Wilbur Moore

No. 35
- Positions: Halfback, wingback, defensive back

Personal information
- Born: April 22, 1916 Austin, Minnesota, U.S.
- Died: August 9, 1965 (aged 49) Takoma Park, Maryland, U.S.
- Listed height: 5 ft 11 in (1.80 m)
- Listed weight: 187 lb (85 kg)

Career information
- High school: Austin
- College: Minnesota (1935-1938)
- NFL draft: 1939: 9th round, 78th overall pick

Career history

Playing
- Washington Redskins (1939–1946);

Coaching
- Washington Redskins (1947–1950) Backfield coach;

Awards and highlights
- NFL champion (1942); Pro Bowl (1942); National champion (1936); First-team All-Big Ten (1938);

Career NFL statistics
- Rushing yards: 901
- Rushing average: 4.9
- Receptions: 91
- Receiving yards: 1,224
- Total touchdowns: 24
- Stats at Pro Football Reference

= Wilbur Moore =

American football player (1916–1965)

Wilbur John Moore (April 22, 1916 – August 9, 1965) was an American professional football running back in the National Football League (NFL) for the Washington Redskins. He played college football for the Minnesota Golden Gophers and was drafted by the Redskins in the ninth round of the 1939 NFL draft.

==Biography==

Moore (left) with Washington Redskins teammates Sammy Baugh (center) and Dick Todd (right) in 1943

Wilbur Moore was born April 22, 1916, in Austin, Minnesota.

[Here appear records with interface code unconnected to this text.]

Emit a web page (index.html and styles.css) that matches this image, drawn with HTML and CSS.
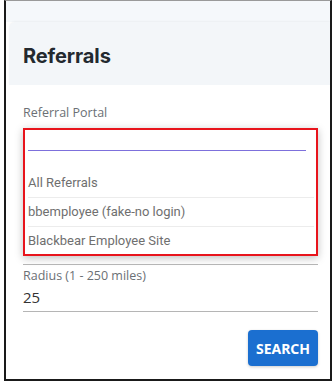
FILE: index.html
```html
<!DOCTYPE html>
<html lang="en">
<head>
  <meta charset="UTF-8">
  <meta name="viewport" content="width=device-width, initial-scale=1.0">
  <title>Referrals</title>
  <link rel="stylesheet" href="styles.css">
</head>
<body>

  <div class="frame">
    <div class="top-strip"></div>

    <!-- Card header -->
    <div class="card-head">
      <h2>Referrals</h2>
    </div>

    <!-- Search form -->
    <div class="card-body">
      <label class="field-label">Referral Portal</label>

      <div class="dropdown">
        <div class="dropdown-search"></div>
        <ul class="dropdown-list">
          <li>All Referrals</li>
          <li>bbemployee (fake-no login)</li>
          <li>Blackbear Employee Site</li>
        </ul>
      </div>
      <div class="select-line"></div>

      <label class="field-label radius-label">Radius (1 - 250 miles)</label>
      <div class="text-field">25</div>

      <div class="actions">
        <button class="btn">SEARCH</button>
      </div>
    </div>
  </div>

</body>
</html>
```

FILE: styles.css
```css
body {
  margin: 0;
  background-color: #fff;
  font-family: "Open Sans", "Noto Sans", sans-serif;
}

.frame {
  box-sizing: border-box;
  margin-left: 4px;
  width: 328px;
  height: 381px;
  border-top: 1px solid #9a9a9a;
  border-left: 2px solid #1a1a1a;
  border-right: 2px solid #1a1a1a;
  border-bottom: 2px solid #1a1a1a;
  background-color: #fff;
  overflow: hidden;
}

.top-strip {
  height: 21px;
  background-color: #f5f8fb;
}

.card-head {
  height: 63px;
  margin-left: 3px;
  padding-left: 14px;
  background-color: #f3f6f9;
  border-top-left-radius: 6px;
  box-shadow: 0 -1px 2px rgba(0, 0, 0, 0.04);
  display: flex;
  align-items: center;
}

.card-head h2 {
  margin: 0;
  padding-top: 4px;
  font-family: Inter, "Noto Sans", sans-serif;
  font-size: 20px;
  font-weight: 700;
  color: #23292f;
  letter-spacing: -0.1px;
}

.card-body {
  padding: 19px 12px 0 17px;
}

.field-label {
  display: block;
  font-size: 12.5px;
  line-height: 18px;
  color: #6b7075;
}

.dropdown {
  margin-top: 6px;
  height: 128px;
  box-sizing: border-box;
  border: 2px solid #e8141c;
  background-color: #fff;
  box-shadow: 0 2px 8px rgba(0, 0, 0, 0.25);
  padding: 20px 2px 0 3px;
}

.dropdown-search {
  height: 0;
  margin-right: 8px;
  border-bottom: 1.5px solid #7d70dc;
}

.dropdown-list {
  list-style: none;
  margin: 18px 0 0;
  padding: 0;
}

.dropdown-list li {
  height: 28px;
  line-height: 28px;
  font-family: Roboto, "Noto Sans", sans-serif;
  font-size: 13px;
  color: #6f6f6f;
  border-bottom: 1px solid #ececec;
}

.dropdown-list li:last-child {
  border-bottom: none;
}

.select-line {
  margin-top: 8px;
  height: 1px;
  background-color: #b5b5b5;
}

.radius-label {
  margin-top: 2px;
}

.text-field {
  font-size: 15px;
  line-height: 22px;
  color: #333;
  padding-top: 1px;
  border-bottom: 1px solid #b5b5b5;
  padding-bottom: 3px;
}

.actions {
  display: flex;
  justify-content: flex-end;
  margin-top: 18px;
}

.btn {
  width: 70px;
  height: 36px;
  padding: 0;
  border: none;
  border-radius: 4px;
  background-color: #1b6fd0;
  color: #fff;
  font-family: "Noto Sans", "Open Sans", sans-serif;
  font-size: 14px;
  font-weight: 700;
  box-shadow: 0 1px 3px rgba(0, 0, 0, 0.2);
  cursor: pointer;
}
```
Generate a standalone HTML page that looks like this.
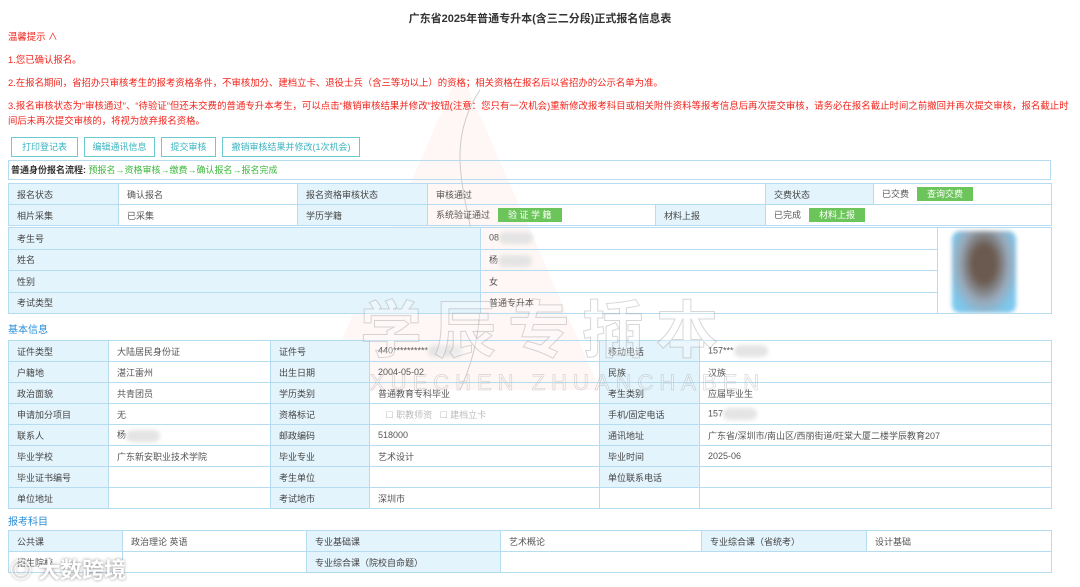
<!DOCTYPE html>
<html><head><meta charset="utf-8"><style>
*{margin:0;padding:0;box-sizing:border-box}
body{width:1080px;height:587px;background:#fff;font-family:"Liberation Sans","Noto Sans CJK SC",sans-serif;font-size:9px;color:#555;position:relative;overflow:hidden}
.a{position:absolute;white-space:nowrap}
.r{color:#f2231b;font-size:9.4px}
table{position:absolute;border-collapse:collapse;table-layout:fixed}
td{border:1px solid #b5dcf0;height:21px;padding:0 0 0 8px;white-space:nowrap;overflow:hidden;color:#555}
td.l{background:#e4f4fc;color:#444}
.btn{position:absolute;top:137px;height:20px;border:1px solid #6cc9cf;color:#3bb4c0;text-align:center;line-height:18px;font-size:9px}
.g{display:inline-block;background:#6cc55a;color:#fff;padding:0 10px;height:14px;line-height:14px;margin-left:8px}
.blur{display:inline-block;width:34px;height:12px;background:#e4e4e4;border-radius:6px;vertical-align:middle;filter:blur(2px)}
.sec{position:absolute;left:8px;color:#2a8fd8;font-size:10px}
</style></head><body>
<svg class="a" style="left:300px;top:60px" width="420" height="420"><polygon points="160,10 20,330 300,330" fill="#fdf0eb" opacity=".5"/><path d="M180 30 C120 120 220 200 160 330" stroke="#ccc" fill="none"/></svg>
<div class="a" style="left:0;width:1080px;top:10px;text-align:center;font-size:11px;font-weight:bold;color:#333">广东省2025年普通专升本(含三二分段)正式报名信息表</div>
<div class="a r" style="left:8px;top:29px">温馨提示 ∧</div>
<div class="a r" style="left:8px;top:52px">1.您已确认报名。</div>
<div class="a r" style="left:8px;top:75px">2.在报名期间，省招办只审核考生的报考资格条件，不审核加分、建档立卡、退役士兵（含三等功以上）的资格；相关资格在报名后以省招办的公示名单为准。</div>
<div class="a r" style="left:8px;top:98px;letter-spacing:.05px">3.报名审核状态为“审核通过”、“待验证”但还未交费的普通专升本考生，可以点击“撤销审核结果并修改”按钮(注意：您只有一次机会)重新修改报考科目或相关附件资料等报考信息后再次提交审核，请务必在报名截止时间之前撤回并再次提交审核，报名截止时</div>
<div class="a r" style="left:8px;top:113px">间后未再次提交审核的，将视为放弃报名资格。</div>
<div class="btn" style="left:11px;width:67px">打印登记表</div>
<div class="btn" style="left:84px;width:71px">编辑通讯信息</div>
<div class="btn" style="left:161px;width:55px">提交审核</div>
<div class="btn" style="left:222px;width:138px">撤销审核结果并修改(1次机会)</div>
<div class="a" style="left:8px;top:160px;width:1043px;height:20px;border:1px solid #b5dcf0;line-height:18px;padding-left:2px"><b style="color:#333">普通身份报名流程:</b> <span style="color:#3cb83c">预报名→资格审核→缴费→确认报名→报名完成</span></div>
<table style="left:8px;top:183px;width:1043px">
<col style="width:110px"><col style="width:179px"><col style="width:130px"><col style="width:228px"><col style="width:110px"><col style="width:108px"><col style="width:178px">
<tr><td class="l">报名状态</td><td>确认报名</td><td class="l">报名资格审核状态</td><td colspan="2">审核通过</td><td class="l">交费状态</td><td>已交费<span class="g">查询交费</span></td></tr>
<tr><td class="l">相片采集</td><td>已采集</td><td class="l">学历学籍</td><td>系统验证通过<span class="g">验 证 学 籍</span></td><td class="l">材料上报</td><td colspan="2">已完成<span class="g">材料上报</span></td></tr>
</table>
<table style="left:8px;top:227px;width:1043px">
<col style="width:472px"><col style="width:457px"><col style="width:114px">
<tr><td class="l">考生号</td><td>08<span class="blur"></span></td><td rowspan="4" style="padding:0;background:#fff"><div style="margin:3px 0 0 14px;width:64px;height:82px;border-radius:8px;background:radial-gradient(ellipse at 50% 40%,#6b5a4f 25%,#9ab 55%,#7cc8ee 80%);filter:blur(2px)"></div></td></tr>
<tr><td class="l">姓名</td><td>杨<span class="blur"></span></td></tr>
<tr><td class="l">性别</td><td>女</td></tr>
<tr><td class="l">考试类型</td><td>普通专升本</td></tr>
</table>
<div class="sec" style="top:321px">基本信息</div>
<table style="left:8px;top:340px;width:1043px">
<col style="width:100px"><col style="width:162px"><col style="width:99px"><col style="width:230px"><col style="width:100px"><col style="width:352px">
<tr><td class="l">证件类型</td><td>大陆居民身份证</td><td class="l">证件号</td><td>440**********<span class="blur"></span></td><td class="l">移动电话</td><td>157***<span class="blur"></span></td></tr>
<tr><td class="l">户籍地</td><td>湛江雷州</td><td class="l">出生日期</td><td>2004-05-02</td><td class="l">民族</td><td>汉族</td></tr>
<tr><td class="l">政治面貌</td><td>共青团员</td><td class="l">学历类别</td><td>普通教育专科毕业</td><td class="l">考生类别</td><td>应届毕业生</td></tr>
<tr><td class="l">申请加分项目</td><td>无</td><td class="l">资格标记</td><td style="color:#bbb">&nbsp;&nbsp;&nbsp;☐ 职教师资 &nbsp;&nbsp;☐ 建档立卡</td><td class="l">手机/固定电话</td><td>157<span class="blur"></span></td></tr>
<tr><td class="l">联系人</td><td>杨<span class="blur"></span></td><td class="l">邮政编码</td><td>518000</td><td class="l">通讯地址</td><td>广东省/深圳市/南山区/西丽街道/旺棠大厦二楼学辰教育207</td></tr>
<tr><td class="l">毕业学校</td><td>广东新安职业技术学院</td><td class="l">毕业专业</td><td>艺术设计</td><td class="l">毕业时间</td><td>2025-06</td></tr>
<tr><td class="l">毕业证书编号</td><td></td><td class="l">考生单位</td><td></td><td class="l">单位联系电话</td><td></td></tr>
<tr><td class="l">单位地址</td><td></td><td class="l">考试地市</td><td>深圳市</td><td></td><td></td></tr>
</table>
<div class="sec" style="top:513px">报考科目</div>
<table style="left:8px;top:530px;width:1043px">
<col style="width:114px"><col style="width:184px"><col style="width:194px"><col style="width:201px"><col style="width:165px"><col style="width:185px">
<tr><td class="l">公共课</td><td>政治理论 英语</td><td class="l">专业基础课</td><td>艺术概论</td><td class="l">专业综合课（省统考）</td><td>设计基础</td></tr>
<tr><td>招生院校</td><td></td><td class="l">专业综合课（院校自命题）</td><td colspan="3"></td></tr>
</table>
<div class="a" style="left:360px;top:280px;font-size:62px;color:rgba(255,255,255,.3);-webkit-text-stroke:1px rgba(140,140,140,.35);letter-spacing:12px;font-weight:bold">学辰专插本</div>
<div class="a" style="left:370px;top:370px;font-size:22px;color:rgba(255,255,255,.2);-webkit-text-stroke:.7px rgba(140,140,140,.35);letter-spacing:6px">XUECHEN ZHUANCHABEN</div>
<div class="a" style="left:10px;top:553px;font-size:22px;color:#fff;font-weight:bold;text-shadow:0 0 3px #888">◎ 大数跨境</div>
</body></html>
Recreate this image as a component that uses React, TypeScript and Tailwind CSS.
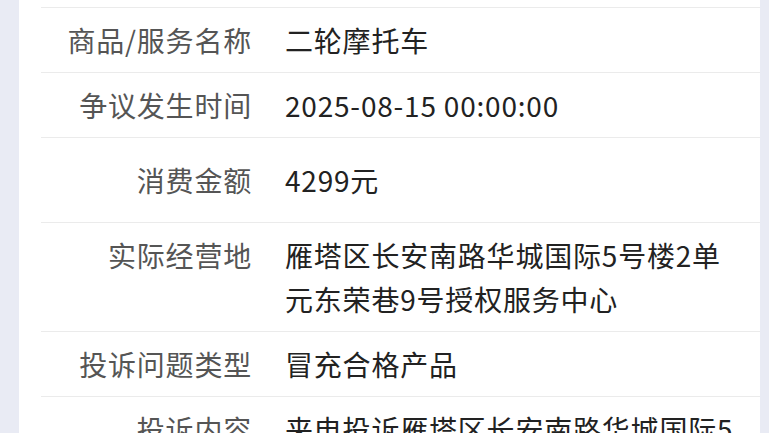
const rows = [
  { label: "商品/服务名称", value: "二轮摩托车", pad: "py-[10px]" },
  { label: "争议发生时间", value: "2025-08-15 00:00:00", pad: "py-[10px]" },
  { label: "消费金额", value: "4299元", pad: "py-[20px]" },
  { label: "实际经营地", value: "雁塔区长安南路华城国际5号楼2单元东荣巷9号授权服务中心", pad: "py-[10px]" },
  { label: "投诉问题类型", value: "冒充合格产品", pad: "py-[10px]" },
  { label: "投诉内容", value: "来电投诉雁塔区长安南路华城国际5号楼2单元东荣巷9号授权服务中心", pad: "py-[10px]" },
];

export default function App() {
  return (
    <div
      className="h-[433px] w-[769px] overflow-hidden bg-[#e9ebf4]"
      style={{ fontFamily: '"Noto Sans CJK SC", "Noto Sans", sans-serif' }}
    >
      <div className="ml-[19px] mr-[9px] h-full bg-white pt-[7px]">
        {rows.map((row) => (
          <div key={row.label} className="ml-[22px] border-t border-[#ebebeb]">
            <div className={`flex ${row.pad}`}>
              <div className="w-[211px] shrink-0 text-right text-[28px] leading-[44px] tracking-[0.8px] text-[#555555]">
                {row.label}
              </div>
              <div className="ml-[33px] flex-1 pr-[24px] text-[28px] leading-[44px] tracking-[0.8px] text-[#222222]">
                {row.value}
              </div>
            </div>
          </div>
        ))}
      </div>
    </div>
  );
}
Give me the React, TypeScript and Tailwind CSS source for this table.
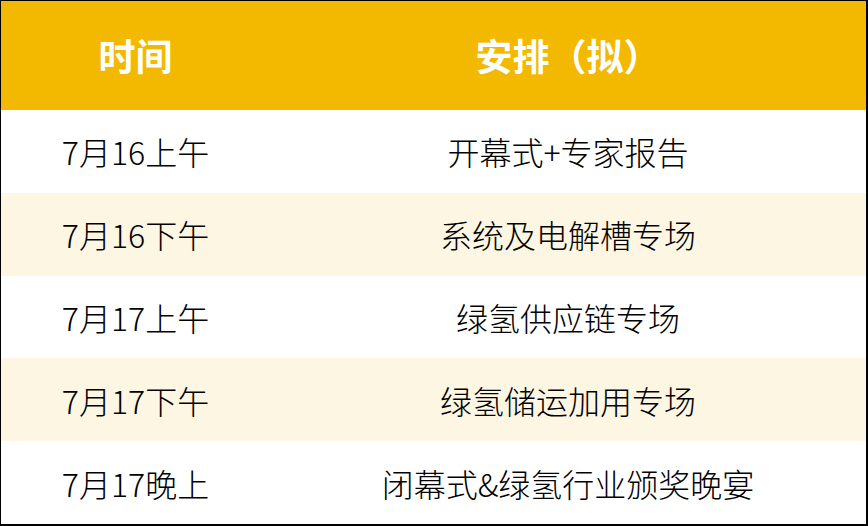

He attended the University of Minnesota, where he was part of the 1936 Golden Gophers football team that won a national championship.

On August 9, 1965, Moore was shot to death in front of his wife's home in Mitchellville, Maryland. He and Clara Moore had been separated for three months, and had been seen arguing before she killed him with a single shot from a .22 caliber revolver.